> _Do this_: In the listing that follows, count the lines holding the word "would" and report only that number.

> _Data shown_:
◇ ◇ ◇ ◇

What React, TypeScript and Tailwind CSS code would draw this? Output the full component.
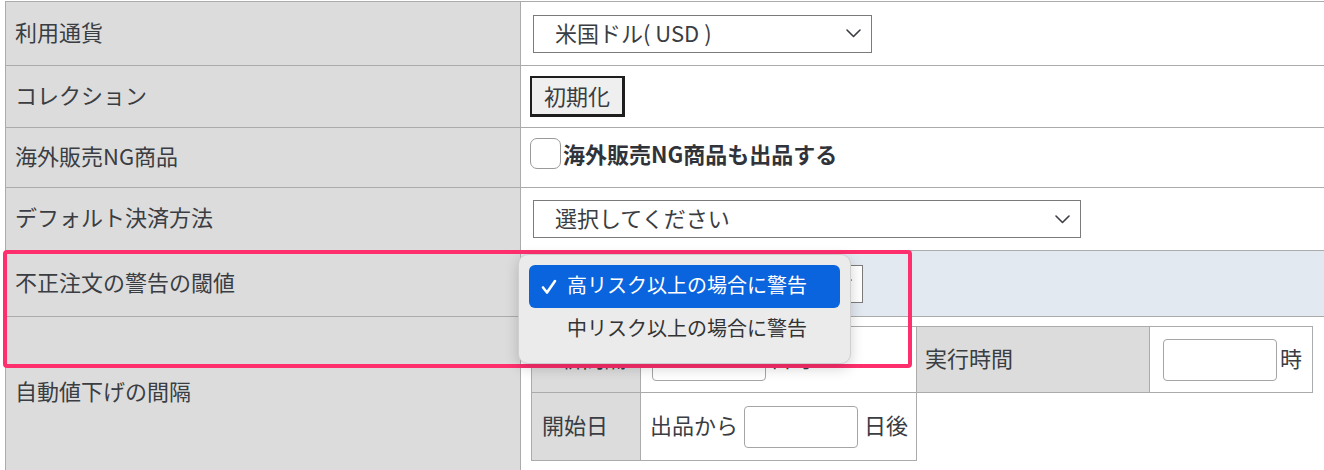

◇ ◇ ◇ ◇

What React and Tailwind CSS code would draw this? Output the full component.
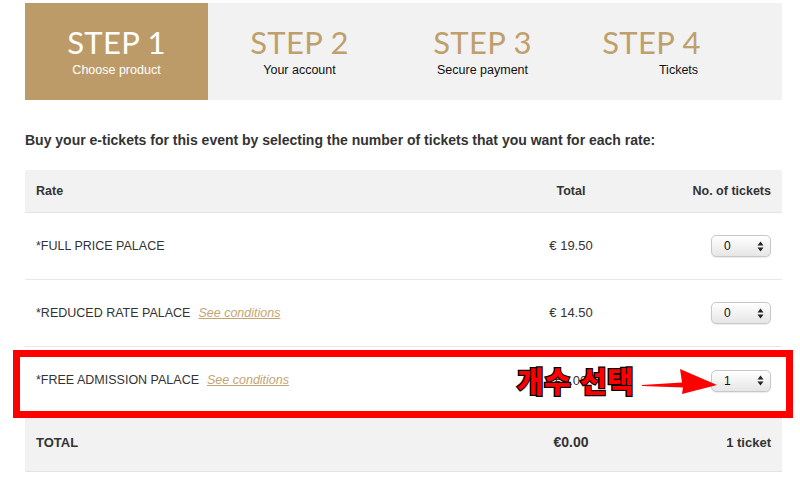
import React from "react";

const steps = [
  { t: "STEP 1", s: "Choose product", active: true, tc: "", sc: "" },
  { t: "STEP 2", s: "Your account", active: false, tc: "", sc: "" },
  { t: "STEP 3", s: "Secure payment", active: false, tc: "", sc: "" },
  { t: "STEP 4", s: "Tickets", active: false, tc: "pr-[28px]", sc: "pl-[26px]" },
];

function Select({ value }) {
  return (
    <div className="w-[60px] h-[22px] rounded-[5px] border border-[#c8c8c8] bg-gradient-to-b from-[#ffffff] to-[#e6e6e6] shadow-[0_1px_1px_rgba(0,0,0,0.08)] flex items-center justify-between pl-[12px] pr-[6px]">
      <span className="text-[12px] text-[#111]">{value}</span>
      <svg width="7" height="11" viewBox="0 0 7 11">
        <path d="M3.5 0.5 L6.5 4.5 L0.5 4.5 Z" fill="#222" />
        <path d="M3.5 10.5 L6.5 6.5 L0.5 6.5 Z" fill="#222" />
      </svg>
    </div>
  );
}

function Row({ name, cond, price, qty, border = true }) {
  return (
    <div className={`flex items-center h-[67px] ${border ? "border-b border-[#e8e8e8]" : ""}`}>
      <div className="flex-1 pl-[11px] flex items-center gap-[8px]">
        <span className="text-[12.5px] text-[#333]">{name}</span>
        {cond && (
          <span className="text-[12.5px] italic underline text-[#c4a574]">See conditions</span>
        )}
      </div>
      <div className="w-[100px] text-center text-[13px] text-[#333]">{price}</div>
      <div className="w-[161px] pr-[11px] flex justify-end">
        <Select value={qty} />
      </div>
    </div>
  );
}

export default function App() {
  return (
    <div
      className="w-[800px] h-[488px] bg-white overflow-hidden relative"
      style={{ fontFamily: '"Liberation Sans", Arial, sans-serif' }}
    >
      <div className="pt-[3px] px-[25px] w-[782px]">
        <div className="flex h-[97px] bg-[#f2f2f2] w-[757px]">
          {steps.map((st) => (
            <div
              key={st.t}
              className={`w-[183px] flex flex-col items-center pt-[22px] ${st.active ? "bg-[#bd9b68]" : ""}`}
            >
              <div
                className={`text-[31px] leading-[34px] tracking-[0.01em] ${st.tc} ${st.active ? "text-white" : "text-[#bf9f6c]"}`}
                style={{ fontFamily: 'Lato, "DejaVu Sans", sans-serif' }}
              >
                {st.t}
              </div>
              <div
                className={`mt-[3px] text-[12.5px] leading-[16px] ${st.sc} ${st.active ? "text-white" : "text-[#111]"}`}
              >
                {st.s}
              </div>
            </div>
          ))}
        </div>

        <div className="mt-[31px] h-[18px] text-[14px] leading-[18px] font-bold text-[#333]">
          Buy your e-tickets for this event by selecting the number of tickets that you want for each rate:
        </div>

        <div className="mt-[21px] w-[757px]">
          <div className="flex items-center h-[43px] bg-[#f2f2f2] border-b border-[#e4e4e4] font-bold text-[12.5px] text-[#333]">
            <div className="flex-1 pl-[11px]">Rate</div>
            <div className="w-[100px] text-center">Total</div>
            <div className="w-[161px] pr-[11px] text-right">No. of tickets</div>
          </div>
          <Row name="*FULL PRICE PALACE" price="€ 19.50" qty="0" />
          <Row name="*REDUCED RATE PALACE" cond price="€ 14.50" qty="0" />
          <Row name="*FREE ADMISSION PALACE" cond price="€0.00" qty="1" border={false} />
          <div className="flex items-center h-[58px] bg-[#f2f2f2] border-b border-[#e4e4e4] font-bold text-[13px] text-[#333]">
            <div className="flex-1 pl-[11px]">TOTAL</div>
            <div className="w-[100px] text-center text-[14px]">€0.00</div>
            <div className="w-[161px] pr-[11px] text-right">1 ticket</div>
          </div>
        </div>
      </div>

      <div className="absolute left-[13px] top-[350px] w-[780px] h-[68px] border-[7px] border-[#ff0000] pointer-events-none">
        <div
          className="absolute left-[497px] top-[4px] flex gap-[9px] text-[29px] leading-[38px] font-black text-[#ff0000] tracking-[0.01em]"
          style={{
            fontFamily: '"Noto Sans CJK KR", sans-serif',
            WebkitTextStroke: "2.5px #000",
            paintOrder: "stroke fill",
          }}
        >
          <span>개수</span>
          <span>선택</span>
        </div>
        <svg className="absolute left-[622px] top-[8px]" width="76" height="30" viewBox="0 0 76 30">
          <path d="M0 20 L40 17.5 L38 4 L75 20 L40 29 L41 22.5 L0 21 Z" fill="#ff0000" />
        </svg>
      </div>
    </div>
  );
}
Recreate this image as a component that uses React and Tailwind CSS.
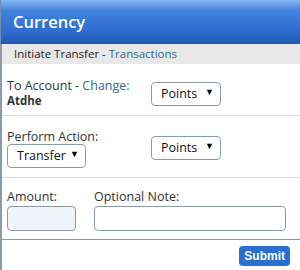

◇ ◇ ◇ ◇

> _Task output_: 2